[Task brief]
Repeat every line exactly, keeping the pictures out of the copy.

[Stored data]
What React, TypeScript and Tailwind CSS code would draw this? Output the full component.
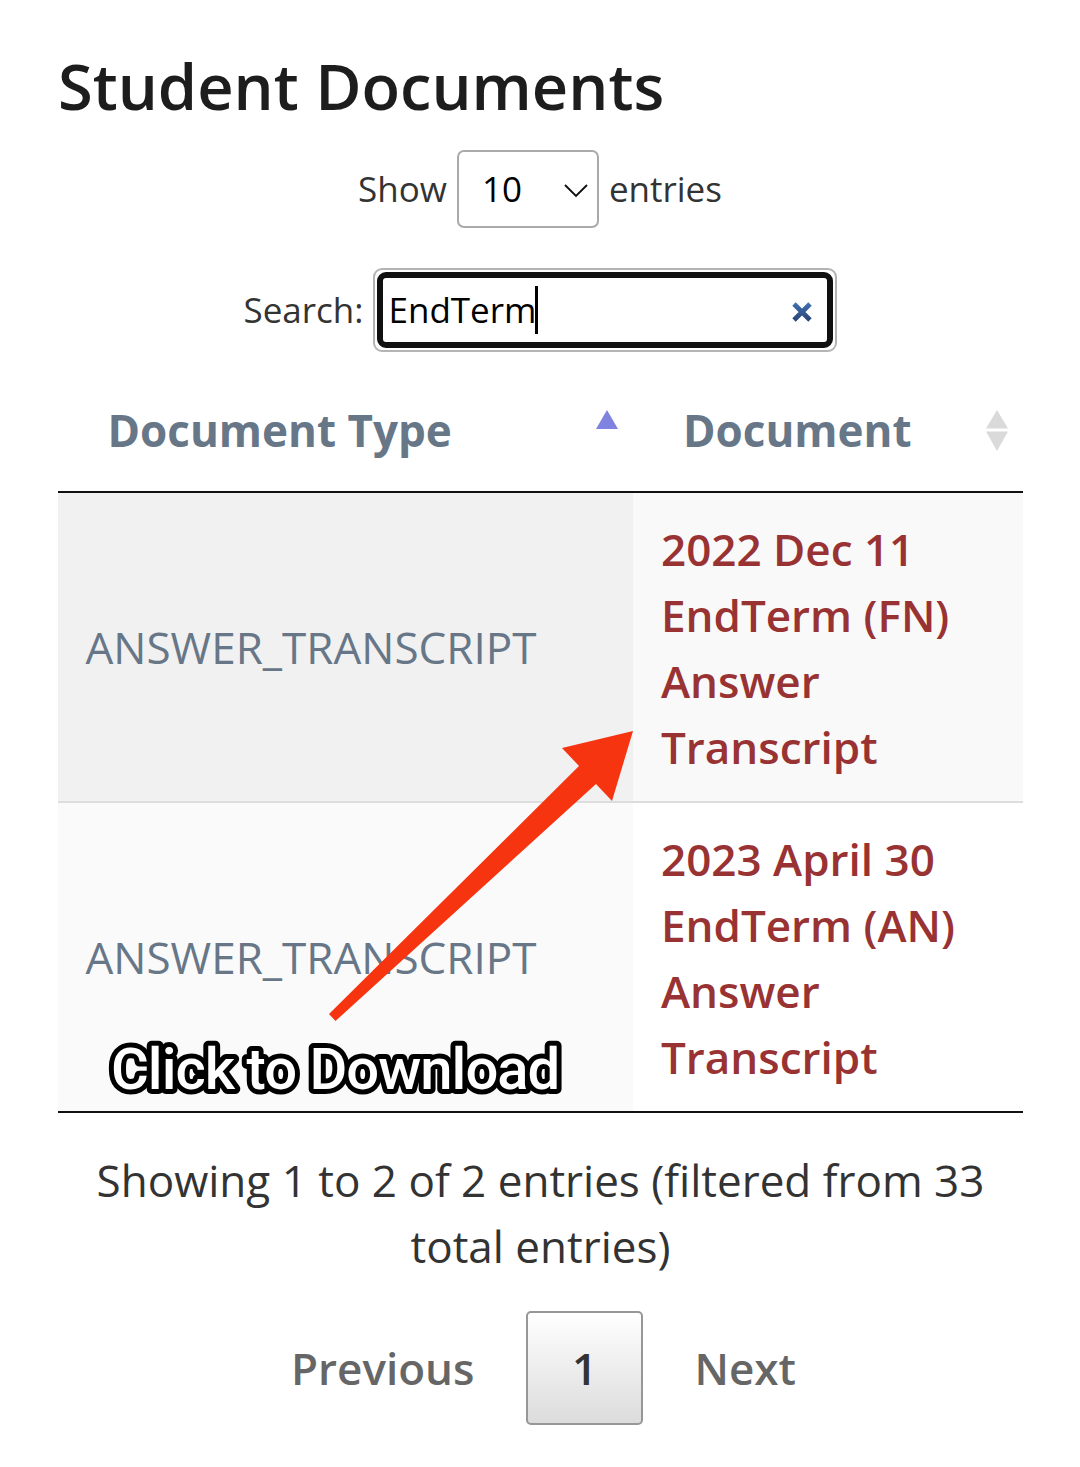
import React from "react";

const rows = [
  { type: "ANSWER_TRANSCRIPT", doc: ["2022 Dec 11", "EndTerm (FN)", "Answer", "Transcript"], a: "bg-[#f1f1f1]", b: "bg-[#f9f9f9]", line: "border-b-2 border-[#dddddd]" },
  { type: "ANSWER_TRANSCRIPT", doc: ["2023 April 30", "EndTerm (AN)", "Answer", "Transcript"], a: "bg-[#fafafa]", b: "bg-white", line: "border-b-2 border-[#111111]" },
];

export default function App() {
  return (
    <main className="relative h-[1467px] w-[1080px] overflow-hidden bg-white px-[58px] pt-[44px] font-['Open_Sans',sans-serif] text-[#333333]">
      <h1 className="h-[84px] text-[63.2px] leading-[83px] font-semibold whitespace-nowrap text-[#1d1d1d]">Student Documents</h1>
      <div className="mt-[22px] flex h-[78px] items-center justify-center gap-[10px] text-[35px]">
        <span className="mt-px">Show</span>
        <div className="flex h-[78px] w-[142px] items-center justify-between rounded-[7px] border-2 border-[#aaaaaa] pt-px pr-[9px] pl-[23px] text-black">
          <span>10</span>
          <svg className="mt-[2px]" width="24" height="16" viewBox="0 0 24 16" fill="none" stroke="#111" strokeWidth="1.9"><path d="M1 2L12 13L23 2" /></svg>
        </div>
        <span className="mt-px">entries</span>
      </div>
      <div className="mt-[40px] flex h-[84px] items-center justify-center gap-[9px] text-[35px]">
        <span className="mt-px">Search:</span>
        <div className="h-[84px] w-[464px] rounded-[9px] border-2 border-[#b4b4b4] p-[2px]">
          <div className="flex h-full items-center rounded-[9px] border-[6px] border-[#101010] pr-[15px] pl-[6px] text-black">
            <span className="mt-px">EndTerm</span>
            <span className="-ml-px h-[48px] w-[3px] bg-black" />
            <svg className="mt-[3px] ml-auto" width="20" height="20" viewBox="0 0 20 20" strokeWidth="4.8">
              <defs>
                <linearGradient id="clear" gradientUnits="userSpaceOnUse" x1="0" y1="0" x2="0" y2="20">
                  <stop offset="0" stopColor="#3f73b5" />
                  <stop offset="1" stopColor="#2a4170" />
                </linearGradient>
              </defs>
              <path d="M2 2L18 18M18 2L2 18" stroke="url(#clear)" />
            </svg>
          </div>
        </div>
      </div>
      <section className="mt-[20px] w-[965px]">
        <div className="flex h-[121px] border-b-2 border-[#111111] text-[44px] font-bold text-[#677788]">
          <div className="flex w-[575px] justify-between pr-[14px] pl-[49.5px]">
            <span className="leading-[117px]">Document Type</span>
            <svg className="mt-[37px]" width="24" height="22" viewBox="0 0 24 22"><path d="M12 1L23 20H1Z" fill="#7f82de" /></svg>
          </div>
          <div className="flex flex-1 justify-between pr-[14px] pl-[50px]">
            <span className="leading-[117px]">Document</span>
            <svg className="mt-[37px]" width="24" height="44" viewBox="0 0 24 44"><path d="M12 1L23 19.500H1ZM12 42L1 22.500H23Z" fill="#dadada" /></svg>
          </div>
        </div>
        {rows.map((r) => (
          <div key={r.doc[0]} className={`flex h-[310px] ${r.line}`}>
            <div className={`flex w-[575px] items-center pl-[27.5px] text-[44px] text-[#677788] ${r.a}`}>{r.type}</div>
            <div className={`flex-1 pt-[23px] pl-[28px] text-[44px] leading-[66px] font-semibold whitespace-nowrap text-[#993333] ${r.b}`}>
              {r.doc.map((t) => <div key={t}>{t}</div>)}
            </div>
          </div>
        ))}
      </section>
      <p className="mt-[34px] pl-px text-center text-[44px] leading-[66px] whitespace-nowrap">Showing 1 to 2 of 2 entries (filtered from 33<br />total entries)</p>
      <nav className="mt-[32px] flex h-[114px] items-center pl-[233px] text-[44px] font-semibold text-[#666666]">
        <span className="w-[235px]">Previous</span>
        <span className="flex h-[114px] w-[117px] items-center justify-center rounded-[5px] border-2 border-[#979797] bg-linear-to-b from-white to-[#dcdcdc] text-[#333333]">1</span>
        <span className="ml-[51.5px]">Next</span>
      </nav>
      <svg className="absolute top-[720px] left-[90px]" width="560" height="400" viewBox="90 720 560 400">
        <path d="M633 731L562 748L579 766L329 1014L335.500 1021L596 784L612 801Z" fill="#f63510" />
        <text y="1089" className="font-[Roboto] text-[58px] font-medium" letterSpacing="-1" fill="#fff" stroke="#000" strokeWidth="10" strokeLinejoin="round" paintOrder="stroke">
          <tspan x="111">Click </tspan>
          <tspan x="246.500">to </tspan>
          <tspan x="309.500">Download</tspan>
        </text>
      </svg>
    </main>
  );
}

[Complete answer]
What React, TypeScript and Tailwind CSS code would draw this? Output the full component.
import React from "react";

const rows = [
  { type: "ANSWER_TRANSCRIPT", doc: ["2022 Dec 11", "EndTerm (FN)", "Answer", "Transcript"], a: "bg-[#f1f1f1]", b: "bg-[#f9f9f9]", line: "border-b-2 border-[#dddddd]" },
  { type: "ANSWER_TRANSCRIPT", doc: ["2023 April 30", "EndTerm (AN)", "Answer", "Transcript"], a: "bg-[#fafafa]", b: "bg-white", line: "border-b-2 border-[#111111]" },
];

export default function App() {
  return (
    <main className="relative h-[1467px] w-[1080px] overflow-hidden bg-white px-[58px] pt-[44px] font-['Open_Sans',sans-serif] text-[#333333]">
      <h1 className="h-[84px] text-[63.2px] leading-[83px] font-semibold whitespace-nowrap text-[#1d1d1d]">Student Documents</h1>
      <div className="mt-[22px] flex h-[78px] items-center justify-center gap-[10px] text-[35px]">
        <span className="mt-px">Show</span>
        <div className="flex h-[78px] w-[142px] items-center justify-between rounded-[7px] border-2 border-[#aaaaaa] pt-px pr-[9px] pl-[23px] text-black">
          <span>10</span>
          <svg className="mt-[2px]" width="24" height="16" viewBox="0 0 24 16" fill="none" stroke="#111" strokeWidth="1.9"><path d="M1 2L12 13L23 2" /></svg>
        </div>
        <span className="mt-px">entries</span>
      </div>
      <div className="mt-[40px] flex h-[84px] items-center justify-center gap-[9px] text-[35px]">
        <span className="mt-px">Search:</span>
        <div className="h-[84px] w-[464px] rounded-[9px] border-2 border-[#b4b4b4] p-[2px]">
          <div className="flex h-full items-center rounded-[9px] border-[6px] border-[#101010] pr-[15px] pl-[6px] text-black">
            <span className="mt-px">EndTerm</span>
            <span className="-ml-px h-[48px] w-[3px] bg-black" />
            <svg className="mt-[3px] ml-auto" width="20" height="20" viewBox="0 0 20 20" strokeWidth="4.8">
              <defs>
                <linearGradient id="clear" gradientUnits="userSpaceOnUse" x1="0" y1="0" x2="0" y2="20">
                  <stop offset="0" stopColor="#3f73b5" />
                  <stop offset="1" stopColor="#2a4170" />
                </linearGradient>
              </defs>
              <path d="M2 2L18 18M18 2L2 18" stroke="url(#clear)" />
            </svg>
          </div>
        </div>
      </div>
      <section className="mt-[20px] w-[965px]">
        <div className="flex h-[121px] border-b-2 border-[#111111] text-[44px] font-bold text-[#677788]">
          <div className="flex w-[575px] justify-between pr-[14px] pl-[49.5px]">
            <span className="leading-[117px]">Document Type</span>
            <svg className="mt-[37px]" width="24" height="22" viewBox="0 0 24 22"><path d="M12 1L23 20H1Z" fill="#7f82de" /></svg>
          </div>
          <div className="flex flex-1 justify-between pr-[14px] pl-[50px]">
            <span className="leading-[117px]">Document</span>
            <svg className="mt-[37px]" width="24" height="44" viewBox="0 0 24 44"><path d="M12 1L23 19.500H1ZM12 42L1 22.500H23Z" fill="#dadada" /></svg>
          </div>
        </div>
        {rows.map((r) => (
          <div key={r.doc[0]} className={`flex h-[310px] ${r.line}`}>
            <div className={`flex w-[575px] items-center pl-[27.5px] text-[44px] text-[#677788] ${r.a}`}>{r.type}</div>
            <div className={`flex-1 pt-[23px] pl-[28px] text-[44px] leading-[66px] font-semibold whitespace-nowrap text-[#993333] ${r.b}`}>
              {r.doc.map((t) => <div key={t}>{t}</div>)}
            </div>
          </div>
        ))}
      </section>
      <p className="mt-[34px] pl-px text-center text-[44px] leading-[66px] whitespace-nowrap">Showing 1 to 2 of 2 entries (filtered from 33<br />total entries)</p>
      <nav className="mt-[32px] flex h-[114px] items-center pl-[233px] text-[44px] font-semibold text-[#666666]">
        <span className="w-[235px]">Previous</span>
        <span className="flex h-[114px] w-[117px] items-center justify-center rounded-[5px] border-2 border-[#979797] bg-linear-to-b from-white to-[#dcdcdc] text-[#333333]">1</span>
        <span className="ml-[51.5px]">Next</span>
      </nav>
      <svg className="absolute top-[720px] left-[90px]" width="560" height="400" viewBox="90 720 560 400">
        <path d="M633 731L562 748L579 766L329 1014L335.500 1021L596 784L612 801Z" fill="#f63510" />
        <text y="1089" className="font-[Roboto] text-[58px] font-medium" letterSpacing="-1" fill="#fff" stroke="#000" strokeWidth="10" strokeLinejoin="round" paintOrder="stroke">
          <tspan x="111">Click </tspan>
          <tspan x="246.500">to </tspan>
          <tspan x="309.500">Download</tspan>
        </text>
      </svg>
    </main>
  );
}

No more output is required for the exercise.